Minister of Health, Prof. Onyebuchi Chukwu, disclosed this on Monday while briefing the press after his presentation on the key performance indicators of the health sector in 2012 and proposed budget for the next fiscal year, at the State House, Abuja.
According to a statement signed by the Special Assistant to the Health Minister on Media and Communications, Dan Nwomeh, Chukwu said to achieve the goal, the Federal Government will intensify efforts to restore public confidence in the quality of tertiary health care system, while more public private partnerships will be pursued and realised.
He said the government will complete outstanding priority projects including the National Centre for Disease Control, the National Diagnostic Centre, new trauma centres in six orthopaedic and specialist hospitals across the country and continued rehabilitation and upgrade of teaching hospitals, while expressing the hope that these steps will foster efficiency and create more jobs in the health sector.
Chukwu listed other targets for 2013 such as the prioritisation of health in national development instruments including the Vision 20:20, the transformation agenda and the Subsidy Reinvestment and Empowerment Programme (SURE-P), passage of the National Health Bill into law, mainstreaming the health sector into all areas of national development and renewed commitment towards attaining universal health coverage.
On the key performance indicators in the health sector under the 2012 budget, the minister said a number of federal tertiary healthcare facilities were upgraded, just as there were increases in numbers of resident doctors trained overseas, centres screening for cancer nationwide, use of insecticide treated nets by pregnant women and health facilities providing specialised care for multi drug resistant (MDR) tuberculosis.

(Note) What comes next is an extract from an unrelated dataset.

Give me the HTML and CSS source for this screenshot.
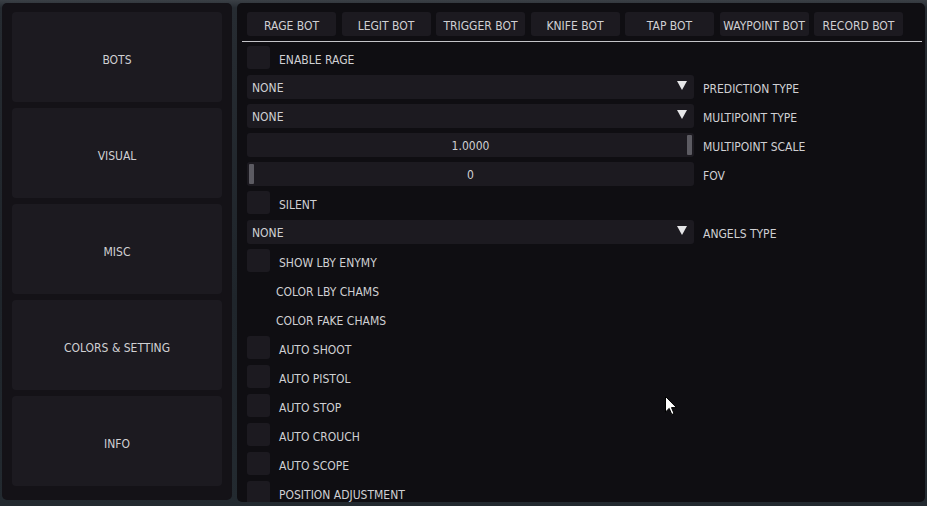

He also said significant improvements were recorded in emergency preparedness and response to epidemics such as measles, yellow and Lassa fevers, guinea worm, lead poisoning, Human Immunodeficiency Virus (HIV)/Acquired Immune Deficiency Syndrome (AIDS), malaria and other communicable diseases.
He said: “There has been a phenomenal increase in medical tourism by Nigerians, which is hinged on a number of factors like the lack of appropriate and modern facilities in our tertiary centres.”